By Montana Willis
At approximately 2:55 a.m. EST on November 9, 2016 America, as a society, as a nation, as a world power, as a government, and as an ideal changed forever. Millions fortunate enough to have made it this late into the night watched President-elect Donald J. Trump walk out onto the stage to deliver his “victory” speech. He had won.
You couldn’t believe it, I couldn’t believe it; he, she and they couldn’t believe it either. For the past few months, it seemed inevitable that there would be another Clinton President. Hillary Clinton would likely claim that title with ease as her opponent continued to flounder with the media over what seemed like a never-ending carousel of issues. But guess what? They were wrong! Almost everyone was wrong about this one and not in the way that you still get partial credit wrong but the kind of wrong where the teacher demands you stay after class.
Now of course, you had to have some who got it right, like Harlan Hill who laid out on Twitter exactly what was going to happen later that night. But did he even really believe that this long shot would happen, or was that his conservative journalistic duty? It doesn’t matter anymore. How Trump somehow managed an upset comparable to your local high school football team beating Alabama does not matter to me and you as normal Americans. Let the analysts and numerical masterminds worry about how they screwed this one up, because it is now the time for Americans to do what we have always done: persevere.
“Keep the faith,” I annoyingly echoed early last week as the Chicago Cubs entered a game that they should have never been in. They won, and everyone in Cleveland was pissed. Now, I know that baseball and the free world have very different implications, but, I can’t help but make this analogy. I’m not saying you have to keep the faith in Trump, Ryan, Pence, or any other individual but you, no, WE have to keep the faith that our systems and institutions will withstand this test just as they have so many times before.
America may have changed forever in the wee morning hours of the ninth, but the people of this great nation can not and will not follow suit. WE will hold true to the beliefs set forth by our founding fathers. We will continue to unify. We will continue to succeed as this nation has done and will do forever. You can be upset, angry,and disillusioned, as I was, but what WE cannot be is hostile, violent, and ignorant to the world around us.
So long as WE THE PEOPLE continue to embody the values and support the institutions that have got us to where WE, as a nation, are today. Then the individual in the Oval Office shall not affect the lives of Americans or anyone else in the international community.
Moving on to the real problem of this election: voter turnout.
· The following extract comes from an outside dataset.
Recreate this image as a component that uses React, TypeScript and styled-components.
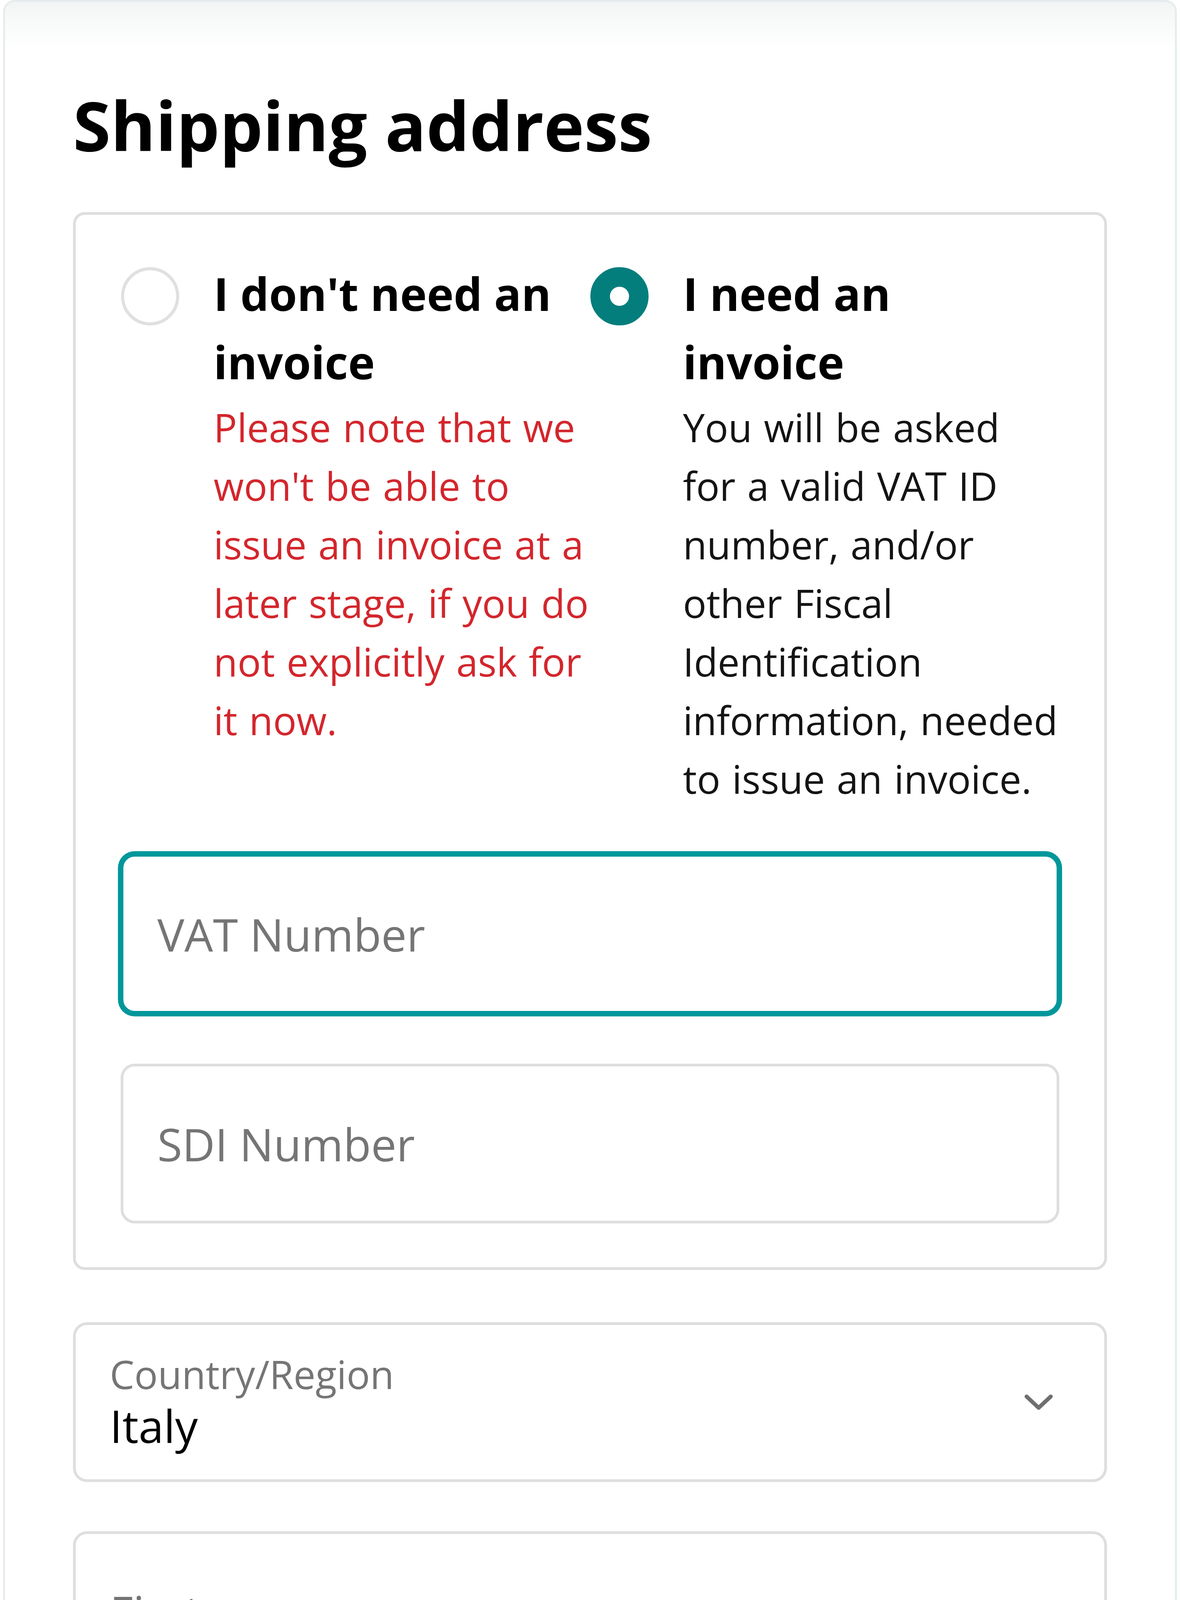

Is it too bold to say that in the most historic (insane) election cycle ever between two of the highest profile candidates ever, that voter turnout is America’s biggest problem? Absolutely not, and not even because of the unforgivable low percentage of eligible voters that somehow find time in their unbelievably busy schedules to make it to the polls.
Yes, I believe that everyone in this great nation that is eligible should vote in every election, especially in an election with so many domestic and international implications. And yes, I believe that if you did not cast a vote then you may politely or impolitely, whichever you may choose, SHUT UP! Please, again, note I did not say that if you cast a ballot for the losing candidate then you shouldn’t continue to voice your opinions of opposition. In fact, it’s encouraged, because without “ambition to counteract ambition” (James Madison, back in the day) our democracy would lack a foundation.
I have not always felt this strongly about exercising one’s right to vote or about one’s actions following that decision. However, during this election cycle, this ideal became one that I held close. Voting is the key to Americans making their voice heard to their elected officials. “My vote doesn’t really matter,” and “Elections aren’t ever that close” are things you hear non-voters say. At one point on Tuesday night, with over 70 percent of precincts reporting their votes, Pennsylvania was separated by less than 500 votes.
Go ahead and get on Facebook and look at the number of friends you have, and it probably won’t seem like a very large amount anymore. Sure, not every state was this close, but no one expected Pennsylvania to be that close. Is the cost of electing the leader of the free world less than that of the cost of you missing the end of that episode of Friends? No, it is not, and I don’t care what your reasoning is for being able to vote and not capitalizing on it is; if you didn’t capitalize on this opportunity but continue to complain about issues that aren’t being solved, then you need to take a good long look in the mirror.
What is done is done, and Trump is the President-elect whether you like it or not. If you did not exercise your right to vote, a right so many men and women of all races and ethnicities have fought and died for, then quit the complaining about who won and what they stand for. The only person that should be blamed is the one that is still taking that good long look back at you in the mirror. We must become more unified as a nation, in one way or another, to improve over the next four years, and this unity will in large part come from thoughtful discussion between opposing sides. If you failed yourself, your friends and family, and your nation by not voting this election season then please do everyone a favor and quit complaining, because the only change that you are making is one of division. A division that, guaranteed, will be detrimental not only to our own but to all societies.